Dataset section:
****************
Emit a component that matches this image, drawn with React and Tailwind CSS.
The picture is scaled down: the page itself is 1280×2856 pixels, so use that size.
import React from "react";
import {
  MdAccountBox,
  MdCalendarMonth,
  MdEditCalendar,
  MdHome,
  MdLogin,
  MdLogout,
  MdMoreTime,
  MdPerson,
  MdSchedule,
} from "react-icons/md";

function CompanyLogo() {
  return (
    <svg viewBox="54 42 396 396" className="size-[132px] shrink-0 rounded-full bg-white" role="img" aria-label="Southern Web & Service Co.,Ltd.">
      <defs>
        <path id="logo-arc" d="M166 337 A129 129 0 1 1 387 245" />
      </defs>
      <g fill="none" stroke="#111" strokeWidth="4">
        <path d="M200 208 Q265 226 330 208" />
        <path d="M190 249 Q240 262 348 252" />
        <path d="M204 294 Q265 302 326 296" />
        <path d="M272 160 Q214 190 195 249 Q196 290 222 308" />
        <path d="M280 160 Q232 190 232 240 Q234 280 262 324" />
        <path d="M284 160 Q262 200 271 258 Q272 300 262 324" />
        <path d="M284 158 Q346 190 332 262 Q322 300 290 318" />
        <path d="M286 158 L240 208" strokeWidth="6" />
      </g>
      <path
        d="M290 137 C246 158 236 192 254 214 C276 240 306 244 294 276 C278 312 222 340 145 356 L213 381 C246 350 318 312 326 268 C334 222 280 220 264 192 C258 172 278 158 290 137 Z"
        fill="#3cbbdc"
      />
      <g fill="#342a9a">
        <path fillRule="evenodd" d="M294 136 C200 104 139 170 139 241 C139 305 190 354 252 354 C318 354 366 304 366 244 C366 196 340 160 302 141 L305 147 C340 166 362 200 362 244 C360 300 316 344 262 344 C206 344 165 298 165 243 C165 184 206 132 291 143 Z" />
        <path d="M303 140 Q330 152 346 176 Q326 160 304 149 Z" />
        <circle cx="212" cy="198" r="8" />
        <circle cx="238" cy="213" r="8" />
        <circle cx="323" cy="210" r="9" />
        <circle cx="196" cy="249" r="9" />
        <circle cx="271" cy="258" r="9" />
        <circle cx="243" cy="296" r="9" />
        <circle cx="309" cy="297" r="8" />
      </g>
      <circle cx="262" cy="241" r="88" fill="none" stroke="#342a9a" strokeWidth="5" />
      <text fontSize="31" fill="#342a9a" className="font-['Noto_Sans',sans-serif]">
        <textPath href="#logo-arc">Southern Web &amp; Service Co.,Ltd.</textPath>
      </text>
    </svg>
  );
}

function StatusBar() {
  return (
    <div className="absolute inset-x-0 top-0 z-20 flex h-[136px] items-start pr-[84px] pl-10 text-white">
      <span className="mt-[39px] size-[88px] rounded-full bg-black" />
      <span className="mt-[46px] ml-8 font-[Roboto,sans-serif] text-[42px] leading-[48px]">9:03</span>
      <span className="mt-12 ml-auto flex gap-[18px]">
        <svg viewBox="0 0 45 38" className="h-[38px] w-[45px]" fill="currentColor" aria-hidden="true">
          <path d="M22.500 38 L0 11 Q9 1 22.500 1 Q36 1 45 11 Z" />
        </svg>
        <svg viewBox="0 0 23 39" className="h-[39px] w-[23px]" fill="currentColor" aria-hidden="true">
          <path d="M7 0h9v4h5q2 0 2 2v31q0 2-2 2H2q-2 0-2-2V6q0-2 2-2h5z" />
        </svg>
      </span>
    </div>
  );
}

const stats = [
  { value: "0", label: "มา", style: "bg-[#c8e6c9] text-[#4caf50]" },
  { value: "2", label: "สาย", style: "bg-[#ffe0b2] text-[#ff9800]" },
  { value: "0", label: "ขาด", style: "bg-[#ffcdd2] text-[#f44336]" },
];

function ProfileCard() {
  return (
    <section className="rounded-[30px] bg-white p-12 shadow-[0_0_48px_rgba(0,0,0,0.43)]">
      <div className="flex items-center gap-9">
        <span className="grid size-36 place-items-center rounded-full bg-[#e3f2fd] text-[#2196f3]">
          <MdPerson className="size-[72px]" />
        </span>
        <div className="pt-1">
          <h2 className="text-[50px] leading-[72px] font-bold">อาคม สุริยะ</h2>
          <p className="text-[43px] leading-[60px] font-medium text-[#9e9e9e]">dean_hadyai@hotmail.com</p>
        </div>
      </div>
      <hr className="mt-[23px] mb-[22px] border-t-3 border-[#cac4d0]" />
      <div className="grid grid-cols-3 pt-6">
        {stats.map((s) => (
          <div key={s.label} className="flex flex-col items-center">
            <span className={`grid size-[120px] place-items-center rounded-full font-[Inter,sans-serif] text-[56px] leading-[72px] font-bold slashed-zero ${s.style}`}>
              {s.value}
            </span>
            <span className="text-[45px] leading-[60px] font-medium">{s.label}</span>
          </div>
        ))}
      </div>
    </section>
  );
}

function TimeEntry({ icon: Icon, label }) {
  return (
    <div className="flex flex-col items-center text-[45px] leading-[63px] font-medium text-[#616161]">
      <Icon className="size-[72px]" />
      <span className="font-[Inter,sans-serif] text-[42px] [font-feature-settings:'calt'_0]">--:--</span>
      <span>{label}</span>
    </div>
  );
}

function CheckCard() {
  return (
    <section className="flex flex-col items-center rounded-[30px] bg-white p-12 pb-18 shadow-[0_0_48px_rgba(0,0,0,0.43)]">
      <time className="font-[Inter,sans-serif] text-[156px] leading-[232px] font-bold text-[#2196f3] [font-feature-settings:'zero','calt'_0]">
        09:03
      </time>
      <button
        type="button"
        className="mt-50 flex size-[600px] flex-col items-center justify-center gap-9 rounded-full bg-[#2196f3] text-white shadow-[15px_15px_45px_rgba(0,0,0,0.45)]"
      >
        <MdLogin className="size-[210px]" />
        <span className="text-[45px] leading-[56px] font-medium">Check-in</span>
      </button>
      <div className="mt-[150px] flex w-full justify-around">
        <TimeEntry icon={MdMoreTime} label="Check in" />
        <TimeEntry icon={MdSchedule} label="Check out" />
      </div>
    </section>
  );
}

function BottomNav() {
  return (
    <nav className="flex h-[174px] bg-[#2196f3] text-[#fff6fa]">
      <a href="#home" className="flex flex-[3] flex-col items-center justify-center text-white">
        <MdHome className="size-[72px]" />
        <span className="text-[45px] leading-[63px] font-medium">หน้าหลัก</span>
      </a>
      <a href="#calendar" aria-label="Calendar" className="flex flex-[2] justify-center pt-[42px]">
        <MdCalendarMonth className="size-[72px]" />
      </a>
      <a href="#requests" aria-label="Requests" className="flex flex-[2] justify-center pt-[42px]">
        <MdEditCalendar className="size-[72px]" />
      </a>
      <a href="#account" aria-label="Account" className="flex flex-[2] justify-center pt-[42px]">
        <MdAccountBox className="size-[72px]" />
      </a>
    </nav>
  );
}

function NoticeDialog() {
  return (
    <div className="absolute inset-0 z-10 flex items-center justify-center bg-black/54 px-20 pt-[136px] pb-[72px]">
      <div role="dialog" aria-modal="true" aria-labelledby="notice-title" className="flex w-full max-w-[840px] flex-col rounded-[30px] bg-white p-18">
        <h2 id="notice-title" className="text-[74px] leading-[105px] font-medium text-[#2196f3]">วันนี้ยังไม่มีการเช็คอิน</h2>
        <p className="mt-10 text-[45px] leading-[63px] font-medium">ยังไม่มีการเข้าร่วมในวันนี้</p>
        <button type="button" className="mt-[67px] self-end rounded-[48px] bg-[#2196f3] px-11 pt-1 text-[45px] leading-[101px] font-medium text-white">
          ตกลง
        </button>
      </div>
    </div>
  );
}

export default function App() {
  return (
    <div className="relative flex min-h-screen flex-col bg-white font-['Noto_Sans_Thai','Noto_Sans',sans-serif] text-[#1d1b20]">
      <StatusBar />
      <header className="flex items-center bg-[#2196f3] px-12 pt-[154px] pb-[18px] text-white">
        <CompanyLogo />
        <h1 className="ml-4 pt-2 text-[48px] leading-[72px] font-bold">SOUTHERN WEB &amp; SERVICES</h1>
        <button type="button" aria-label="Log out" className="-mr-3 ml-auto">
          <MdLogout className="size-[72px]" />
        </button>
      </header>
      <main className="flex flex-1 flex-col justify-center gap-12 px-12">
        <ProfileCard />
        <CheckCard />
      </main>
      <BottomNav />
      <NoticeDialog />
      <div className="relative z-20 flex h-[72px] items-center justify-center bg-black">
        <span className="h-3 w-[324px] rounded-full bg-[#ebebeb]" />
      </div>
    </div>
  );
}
****************
Task instructions: In the listing, find every line with the word "that" and state how many there are, nothing more.

Answer below: 2